JEAN MARIE COLOMBANI
Es sin duda una ironía de la historia: el espionaje que llevó a cabo la NSA, el servicio de seguridad estadounidense, a costa de Angela Merkel, puede chocar de frente con la estrategia europea de Barack Obama. En vez de optar por una visión de la Unión Europea en su complejidad y por un liderazgo necesariamente compartido entre Francia y Alemania, el presidente norteamericano había optado resueltamente por Alemania. Explicando que en Europa —por la cual siente poca consideración— solo cuenta Alemania. E incitando a esta a asumir su “responsabilidad”, es decir, a pasar de un liderazgo económico a un liderazgo político. A lo cual, como sabemos, los alemanes se resisten —y con toda la razón—, pues consideran —de nuevo acertadamente— que la historia les exige que no carguen las tintas.
Sin duda se sienten más seguros de sí mismos porque son conscientes de su éxito y de los esfuerzos que han hecho para alcanzarlo. Aun así, ellos, que evitan mostrarse demasiado dominantes, no se ven en el lugar de Francia o Gran Bretaña en el plano geopolítico. A lo cual hay que añadir —y, en cambio, esto no es demasiado tranquilizador— una tentación rusa palpable en buena parte de las élites alemanas. La prueba es el papel que Vladímir Putin le confió a Gerard Schroeder al frente del gasoducto Nord Stream. Esta opción exclusiva por parte de Barack Obama ha venido acompañada de un gran desdén hacia Francia, en general, y hacia François Hollande, en particular. El presidente galo, en efecto, vio cómo lo colocaban ante el hecho consumado tras la marcha atrás norteamericana en Siria. No se trata de discutir aquí lo bien fundado o no de esta: tal vez fuera el momento adecuado para promover una salida diplomática. Concentrémonos en el método: algunas horas después de conversar con el presidente francés sobre la pertinencia y la urgencia de una opción militar, el presidente estadounidense cambiaba de rumbo. Sin avisar. Y mientras tanto, el presidente galo se había comprometido aún más, con las consecuencias imaginables entre la opinión pública francesa.
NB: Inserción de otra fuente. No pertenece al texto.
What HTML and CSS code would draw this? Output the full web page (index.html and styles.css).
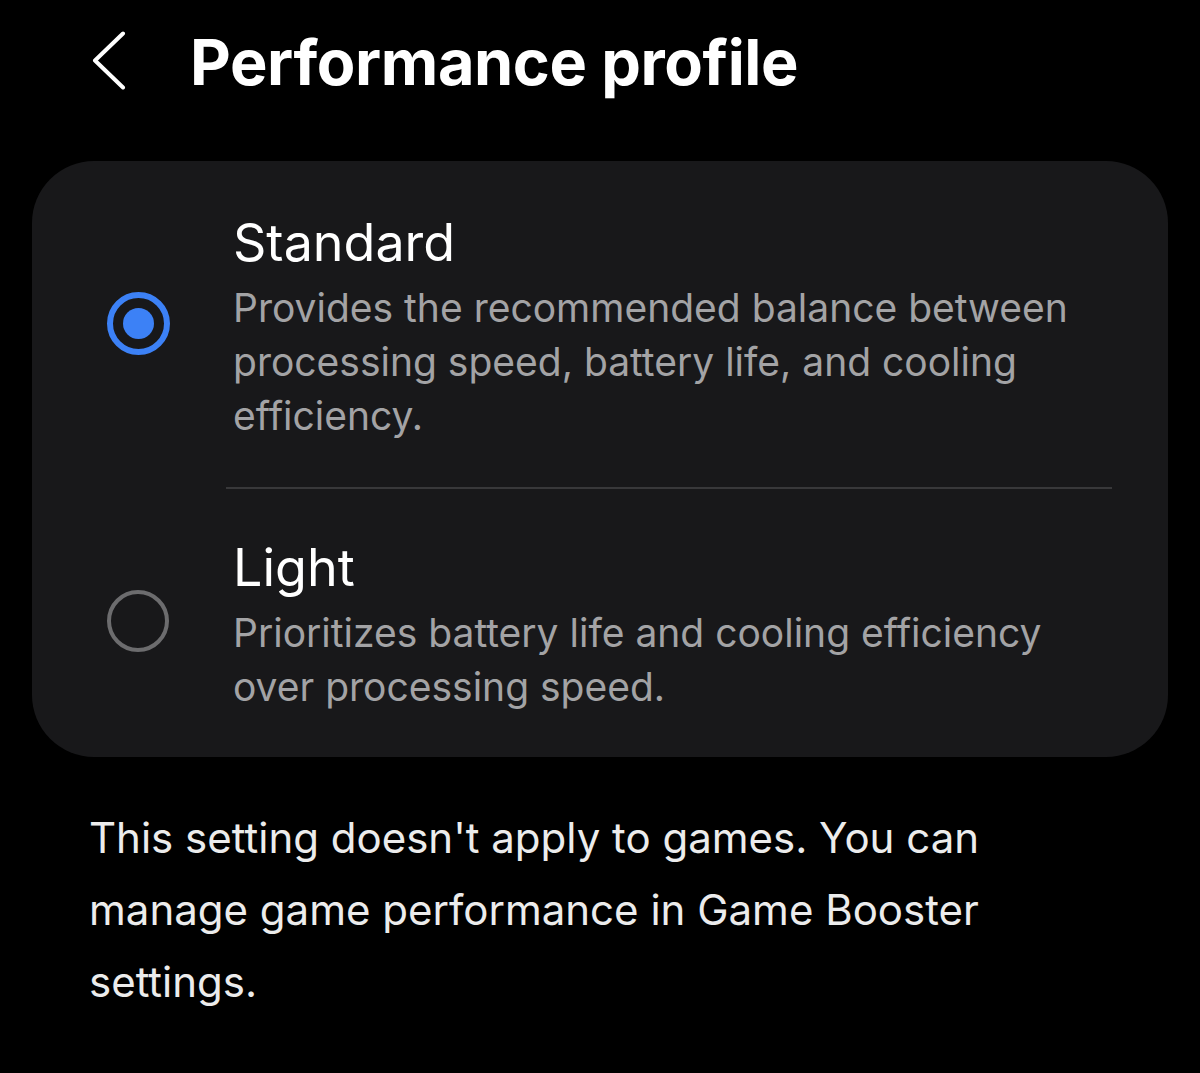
FILE: index.html
```html
<!DOCTYPE html>
<html lang="en">
<head>
<meta charset="utf-8">
<title>Performance profile</title>
<link rel="stylesheet" href="styles.css">
</head>
<body>
<div class="screen">
  <header class="topbar">
    <button class="back" aria-label="Back">
      <svg width="34" height="59" viewBox="0 0 34 59"><path d="M31 2.5 L3 29.5 L31 56.5" fill="none" stroke="#ffffff" stroke-width="4" stroke-linecap="round" stroke-linejoin="round"/></svg>
    </button>
    <h1 class="title">Performance profile</h1>
  </header>

  <section class="card">
    <div class="option">
      <div class="radio-cell"><span class="radio checked"></span></div>
      <div class="option-text">
        <div class="option-title">Standard</div>
        <div class="option-desc">Provides the recommended balance between processing speed, battery life, and cooling efficiency.</div>
      </div>
    </div>
    <div class="divider"></div>
    <div class="option">
      <div class="radio-cell"><span class="radio"></span></div>
      <div class="option-text">
        <div class="option-title">Light</div>
        <div class="option-desc">Prioritizes battery life and cooling efficiency over processing speed.</div>
      </div>
    </div>
  </section>

  <p class="note">This setting doesn't apply to games. You can manage game performance in Game Booster settings.</p>
</div>
</body>
</html>
```

FILE: styles.css
```css
html, body {
  margin: 0;
  padding: 0;
  background: #000000;
}
body {
  font-family: Inter, "Noto Sans", sans-serif;
  color: #ffffff;
  width: 1200px;
  height: 1073px;
  overflow: hidden;
}
.screen {
  display: flex;
  flex-direction: column;
}
.topbar {
  display: flex;
  align-items: flex-start;
  height: 126px;
  box-sizing: border-box;
  padding: 22px 0 0 92px;
}
.back {
  background: none;
  border: 0;
  padding: 0;
  margin-top: 9px;
  width: 98px;
  height: 59px;
  display: flex;
  align-items: flex-start;
}
.title {
  margin: 0;
  font-size: 63px;
  font-weight: 700;
  letter-spacing: -0.4px;
  line-height: 80px;
}
.card {
  margin: 35px 32px 0 32px;
  background: #18181a;
  border-radius: 62px;
  padding: 48px 56px 43px 0;
  display: flex;
  flex-direction: column;
}
.option {
  display: flex;
}
.radio-cell {
  width: 126px;
  padding-left: 75px;
  padding-bottom: 6px;
  display: flex;
  align-items: center;
}
.radio {
  width: 62px;
  height: 62px;
  box-sizing: border-box;
  border-radius: 50%;
  border: 4px solid #6c6c6e;
  position: relative;
}
.radio.checked {
  width: 63px;
  height: 63px;
  border: 6px solid #3c81f6;
}
.radio.checked::after {
  content: "";
  position: absolute;
  left: 10px;
  top: 10px;
  width: 31px;
  height: 31px;
  border-radius: 50%;
  background: #3c81f6;
}
.option-text {
  flex: 1;
}
.option-title {
  font-size: 52px;
  line-height: 68px;
  color: #ffffff;
}
.option-desc {
  margin-top: 4px;
  font-size: 39px;
  line-height: 54px;
  color: #a3a3a5;
}
.divider {
  height: 2px;
  background: #38383a;
  margin: 44px 0 45px 194px;
}
.note {
  margin: 45px 0 0 89px;
  width: 1010px;
  font-size: 42px;
  line-height: 72px;
  color: #ececec;
}
```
Sin embargo, he aquí que a Angela Merkel le ha sentado bastante mal, y con razón, el hecho de haber sido espiada, vigilada, escuchada. Lo ha dicho alto y claro, y ha pedido el apoyo de sus colegas europeos para obtener una explicación por parte del Gobierno estadounidense. De modo que ahora es Barack Obama el que se ha visto cogido a contrapié.
La respuesta norteamericana no se ha hecho esperar, aunque ha llegado en otro terreno: el de la gestión de la crisis. Las autoridades estadounidenses han acusado a la Alemania de Angela Merkel de “lastrar” a sus socios europeos con una gestión egoísta. Mutatis mutandis, Estados Unidos ha pedido a Alemania que haga lo mismo que ya han obtenido de China, es decir, prestar más atención al consumo del mercado interior.
Es seguro que una reactivación del consumo en Alemania beneficiaría a sus socios europeos. Una Alemania menos egoísta podría ayudar a los otros países de la eurozona a salir antes de la crisis. Es, por otra parte, lo que François Hollande no ha dejado de pedirle a Angela Merkel, aunque en un tono infinitamente más amistoso de lo que son las amonestaciones norteamericanas.
De algún modo, es también lo que sugiere ahora la Comisión de Bruselas cuando constata que el fuerte superávit de las cuentas corrientes alemanas plantea un problema. Y que el excedente alemán ha alcanzado un nivel tal que ahora Bruselas está autorizada a intervenir.
Lo cierto es que desde el fin de la guerra, Alemania ha construido su modelo exclusivamente sobre la demanda exterior. La variable esencial es pues su propia competitividad. Nunca se ha apartado de ese guion, que tan bien le ha funcionado. Además, su población, considerablemente envejecida, es un handicap para cualquier política orientada hacia el consumo. Un país que ya no tiene hijos es necesariamente menos propenso a consumir.
Sin embargo, aún no hay que perder todas las esperanzas. De la larga, paciente y precisa negociación entre Angela Merkel y los socialdemócratas debería salir un acuerdo de gobierno que prevea, según todo parece indicar, la instauración de un salario mínimo. Y con él, una mayor atención al poder adquisitivo de los alemanes, que debería ayudarnos, en efecto, a acelerar nuestra salida de la crisis.